Job: Omit pictures and quote the listing below line by line, from its start through the line that holds "const Divider = ()".

Source data:

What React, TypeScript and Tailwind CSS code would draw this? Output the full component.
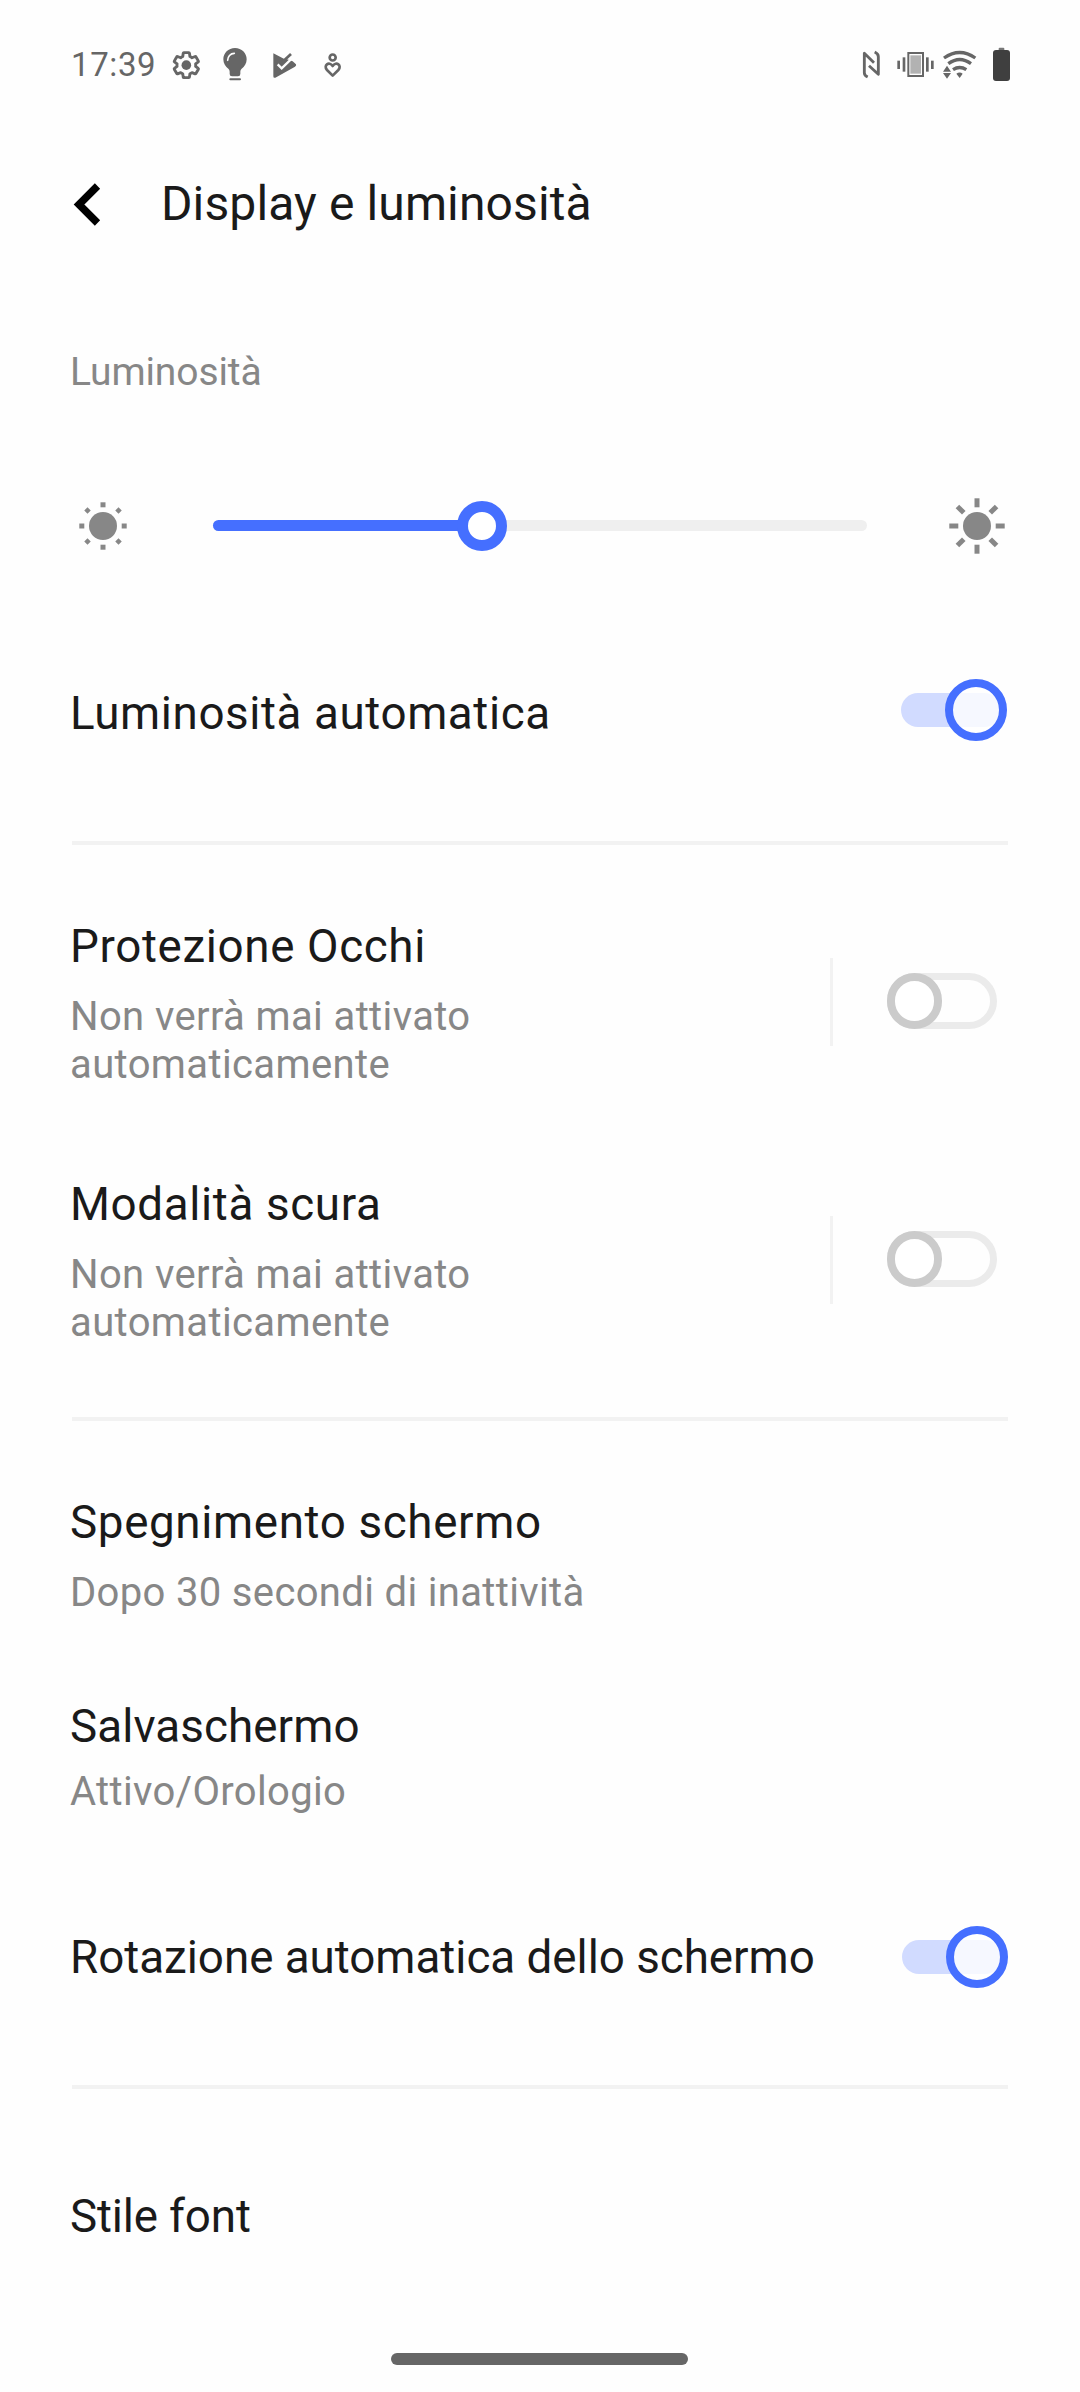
import * as React from 'react';
import { useState } from 'react';
import clsx from 'clsx';

interface SwitchProps {
  checked: boolean;
  onChange: () => void;
  label: string;
}

const Switch = ({ checked, onChange, label }: SwitchProps) => (
  <button
    role="switch"
    aria-checked={checked}
    aria-label={label}
    onClick={onChange}
    className={clsx('relative block shrink-0', checked ? 'h-[62px] w-[106px]' : 'h-14 w-[110px]')}
  >
    {checked ? (
      <>
        <span className="absolute left-0 top-[14px] h-[34px] w-[100px] rounded-full bg-[#d1dbff]" />
        <span className="absolute right-0 top-0 size-[62px] rounded-full border-8 border-[#456fff] bg-white/80" />
      </>
    ) : (
      <>
        <span className="absolute inset-0 rounded-full border-[7px] border-[#ebebeb]" />
        <span className="absolute left-0 top-0 h-14 w-[55px] rounded-full border-8 border-[#cbcbcb] bg-white" />
      </>
    )}
  </button>
);

const Divider = () => <div className="ml-[72px] mr-[72px] h-1 bg-[#f2f2f2]" />;

const StatusBar = () => (
  <div className="flex h-[129px] items-center pl-[71px] pr-[69px] text-[#666666]">
    <span className="w-[100px] text-[33px] leading-[39px] tracking-[0.6px]">17:39</span>
    <svg className="h-[37px] w-[31px]" viewBox="333 48 93 111">
      <g transform="translate(379 105.5) scale(3.9) translate(-12 -12)">
        <path
          fill="none"
          stroke="currentColor"
          strokeWidth="2.2"
          strokeLinejoin="round"
          d="M19.14 12.94c.04-.3.06-.61.06-.94 0-.32-.02-.64-.07-.94l2.03-1.58c.18-.14.23-.41.12-.61l-1.92-3.32c-.12-.22-.37-.29-.59-.22l-2.39.96c-.5-.38-1.03-.7-1.62-.94l-.36-2.54c-.04-.24-.24-.41-.48-.41h-3.84c-.24 0-.43.17-.47.41l-.36 2.54c-.59.24-1.13.57-1.62.94l-2.39-.96c-.22-.08-.47 0-.59.22L2.74 8.87c-.12.21-.08.47.12.61l2.03 1.58c-.05.3-.09.63-.09.94s.02.64.07.94l-2.03 1.58c-.18.14-.23.41-.12.61l1.92 3.32c.12.22.37.29.59.22l2.39-.96c.5.38 1.03.7 1.62.94l.36 2.54c.05.24.24.41.48.41h3.84c.24 0 .44-.17.47-.41l.36-2.54c.59-.24 1.13-.56 1.62-.94l2.39.96c.22.08.47 0 .59-.22l1.92-3.32c.12-.22.07-.47-.12-.61z"
        />
        <circle cx="12" cy="12" r="3.7" fill="currentColor" />
      </g>
    </svg>
    <svg className="ml-5 h-[37px] w-[26px]" viewBox="486 48 78 111">
      <path
        fill="currentColor"
        d="M525 54c20 0 35 15 35 34 0 13-7 22-15 28-3 3-4 6-4 10v6q0 7-7 7h-18q-7 0-7-7v-6c0-4-1-7-4-10-8-6-15-15-15-28 0-19 15-34 35-34z"
      />
      <path d="M503 91c0-11 8-21 20-21" fill="none" stroke="#fefefe" strokeWidth="5" strokeLinecap="round" />
      <path d="M511 148h29" stroke="currentColor" strokeWidth="6" strokeLinecap="round" />
    </svg>
    <svg className="ml-6 h-[37px] w-[25px]" viewBox="636 48 75 111">
      <path
        d="M640 70l33 17 8 1 17 6 10 9q2 4-3 7l-59 33q-6 2-6-4V73z"
        fill="currentColor"
      />
      <path d="M653 103l12 12 34-33" fill="none" stroke="#fefefe" strokeWidth="7" />
      <path d="M663 100l30-28" fill="none" stroke="currentColor" strokeWidth="8" />
    </svg>
    <svg className="ml-[26px] h-[37px] w-[19px]" viewBox="789 48 57 111" fill="none" stroke="currentColor" strokeWidth="8">
      <circle cx="818" cy="82.5" r="9" />
      <path d="M818 137l-17-17c-12-13 6-28 17-12 11-16 29-1 17 12z" strokeLinejoin="round" />
    </svg>

    <div className="ml-auto flex items-center">
      <svg className="h-[37px] w-[25px]" viewBox="60 48 75 111" fill="none" stroke="currentColor" strokeWidth="8.5">
        <path d="M102 98L73 70V128q0 8 10 13" strokeLinejoin="round" />
        <path d="M87 107l28 26V80q0-9-11-14" strokeLinejoin="round" />
      </svg>
      <svg className="ml-[10px] h-[37px] w-[41px]" viewBox="165 48 123 111" fill="currentColor">
        <rect x="205" y="69" width="44" height="69" fill="none" stroke="currentColor" strokeWidth="6" />
        <rect x="211" y="76" width="32" height="55" fill="#b2b2b2" />
        <rect x="188" y="82" width="8" height="43" />
        <rect x="172" y="92" width="8" height="25" />
        <rect x="258" y="82" width="8" height="43" />
        <rect x="273" y="92" width="8" height="25" />
      </svg>
      <svg className="ml-[5px] h-[37px] w-[37px]" viewBox="303 48 111 111" fill="none" stroke="currentColor" strokeWidth="10">
        <path d="M312 84Q359 51 406 84" />
        <path d="M325 101Q359 76 393 101" />
        <path d="M339 119Q359 106 379 119" />
        <path d="M349 131q10-7 19 0l-9 13zM309 125h24l-12-18zM309 129h24l-12 17z" fill="currentColor" stroke="none" />
      </svg>
      <svg className="ml-[14px] h-[37px] w-[19px]" viewBox="456 48 57 111">
        <rect x="476" y="53" width="17" height="12" rx="3" fill="#777777" />
        <rect x="459" y="60" width="51" height="93" rx="9" fill="#3f3f3f" />
      </svg>
    </div>
  </div>
);

const DimIcon = () => (
  <svg className="size-[50px]" viewBox="-25 -25 50 50" fill="#878787">
    <circle r="14" />
    {[0, 90, 180, 270].map((angle) => (
      <rect key={angle} x="-2.5" y="-23.7" width="5" height="5" transform={`rotate(${angle})`} />
    ))}
    {[45, 135, 225, 315].map((angle) => (
      <rect key={angle} x="-2.3" y="-24.2" width="4.6" height="4.6" transform={`rotate(${angle})`} />
    ))}
  </svg>
);

const BrightIcon = () => (
  <svg className="size-[60px]" viewBox="-30 -30 60 60" fill="#878787">
    <circle r="14" />
    {[0, 45, 90, 135, 180, 225, 270, 315].map((angle) => (
      <rect key={angle} x="-2.5" y="-27.7" width="5" height="9" transform={`rotate(${angle})`} />
    ))}
  </svg>
);

const titleClass = 'text-[45.75px] leading-[57px] text-[#1a1a1a]';
const summaryClass = 'text-[40px] leading-[48px] text-[#878787]';

interface SplitRowProps {
  title: string;
  summary: string;
  checked: boolean;
  onChange: () => void;
}

const SplitRow = ({ title, summary, checked, onChange }: SplitRowProps) => (
  <div className="flex h-[258px] items-center">
    <div className="w-[560px] self-start pt-[45px]">
      <h2 className={clsx(titleClass, 'tracking-[0.64px]')}>{title}</h2>
      <p className={clsx(summaryClass, 'mt-[18px] w-[440px] tracking-[0.38px]')}>{summary}</p>
    </div>
    <div className="ml-auto mr-[54px] h-[88px] w-[3px] bg-[#f2f2f2]" />
    <div className="mr-[11px] pb-[2px]">
      <Switch checked={checked} onChange={onChange} label={title} />
    </div>
  </div>
);

export default function App() {
  const [settings, setSettings] = useState({
    autoBrightness: true,
    eyeProtection: false,
    darkMode: false,
    autoRotate: true,
  });

  const toggle = (key: keyof typeof settings) => setSettings((s) => ({ ...s, [key]: !s[key] }));

  return (
    <div className="flex h-[2392px] w-[1080px] flex-col overflow-hidden bg-[#fefefe] font-[Roboto,sans-serif]">
      <StatusBar />

      <header className="flex h-[149px] items-center pl-[72px]">
        <button aria-label="Indietro" className="pt-[2px]">
          <svg className="h-[45px] w-[30px]" viewBox="0 0 30 45" fill="none" stroke="#000000" strokeWidth="7.5">
            <path d="M25.5 4L7 22.5 25.5 41" />
          </svg>
        </button>
        <h1 className="ml-[59px] text-[48px] leading-[57px] tracking-[0.12px] text-[#1a1a1a]">Display e luminosità</h1>
      </header>

      <section className="pl-[70px] pr-[72px]">
        <div className="flex h-[188px] items-center">
          <span className="text-[39px] leading-[48px] tracking-[-0.12px] text-[#878787]">Luminosità</span>
        </div>

        <div className="flex h-[120px] items-center pl-2">
          <DimIcon />
          <div className="relative mb-px ml-[85px] h-[11px] w-[654px] rounded-full bg-[#efefef]">
            <div className="h-full w-[270px] rounded-full bg-[#456fff]" />
            <div className="absolute left-[244px] top-[-19px] size-[50px] rounded-full border-[11px] border-[#456fff] bg-white" />
          </div>
          <div className="ml-20">
            <BrightIcon />
          </div>
        </div>

        <div className="flex h-[255px] items-center justify-between">
          <h2 className={clsx(titleClass, 'tracking-[0.6px]')}>Luminosità automatica</h2>
          <div className="mr-px pb-[7px]">
            <Switch
              checked={settings.autoBrightness}
              onChange={() => toggle('autoBrightness')}
              label="Luminosità automatica"
            />
          </div>
        </div>
      </section>

      <Divider />

      <section className="py-7 pl-[70px] pr-[72px]">
        <SplitRow
          title="Protezione Occhi"
          summary="Non verrà mai attivato automaticamente"
          checked={settings.eyeProtection}
          onChange={() => toggle('eyeProtection')}
        />
        <SplitRow
          title="Modalità scura"
          summary="Non verrà mai attivato automaticamente"
          checked={settings.darkMode}
          onChange={() => toggle('darkMode')}
        />
      </section>

      <Divider />

      <section className="pb-[22px] pl-[70px] pr-[72px] pt-7">
        <div className="h-[212px] pt-[45px]">
          <h2 className={clsx(titleClass, 'tracking-[0.64px]')}>Spegnimento schermo</h2>
          <p className={clsx(summaryClass, 'mt-[18px] tracking-[0.34px]')}>Dopo 30 secondi di inattività</p>
        </div>
        <div className="h-[191px] pt-[37px]">
          <h2 className={clsx(titleClass, 'tracking-[0.08px]')}>Salvaschermo</h2>
          <p className={clsx(summaryClass, 'mt-[13px] tracking-[0.34px]')}>Attivo/Orologio</p>
        </div>
        <div className="flex h-[211px] items-center justify-between">
          <h2 className={clsx(titleClass, 'tracking-[-0.02px]')}>Rotazione automatica dello schermo</h2>
          <div className="pb-px">
            <Switch
              checked={settings.autoRotate}
              onChange={() => toggle('autoRotate')}
              label="Rotazione automatica dello schermo"
            />
          </div>
        </div>
      </section>

      <Divider />

      <section className="pl-[70px] pr-[72px] pt-[22px]">
        <div className="flex h-[211px] items-center">
          <h2 className={clsx(titleClass, 'tracking-[-0.15px]')}>Stile font</h2>
        </div>
      </section>

      <div className="ml-[391px] mt-[31px] h-[12px] w-[297px] rounded-full bg-[#666666]" />
    </div>
  );
}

The reply:
What React, TypeScript and Tailwind CSS code would draw this? Output the full component.
import * as React from 'react';
import { useState } from 'react';
import clsx from 'clsx';

interface SwitchProps {
  checked: boolean;
  onChange: () => void;
  label: string;
}

const Switch = ({ checked, onChange, label }: SwitchProps) => (
  <button
    role="switch"
    aria-checked={checked}
    aria-label={label}
    onClick={onChange}
    className={clsx('relative block shrink-0', checked ? 'h-[62px] w-[106px]' : 'h-14 w-[110px]')}
  >
    {checked ? (
      <>
        <span className="absolute left-0 top-[14px] h-[34px] w-[100px] rounded-full bg-[#d1dbff]" />
        <span className="absolute right-0 top-0 size-[62px] rounded-full border-8 border-[#456fff] bg-white/80" />
      </>
    ) : (
      <>
        <span className="absolute inset-0 rounded-full border-[7px] border-[#ebebeb]" />
        <span className="absolute left-0 top-0 h-14 w-[55px] rounded-full border-8 border-[#cbcbcb] bg-white" />
      </>
    )}
  </button>
);

const Divider = () => <div className="ml-[72px] mr-[72px] h-1 bg-[#f2f2f2]" />;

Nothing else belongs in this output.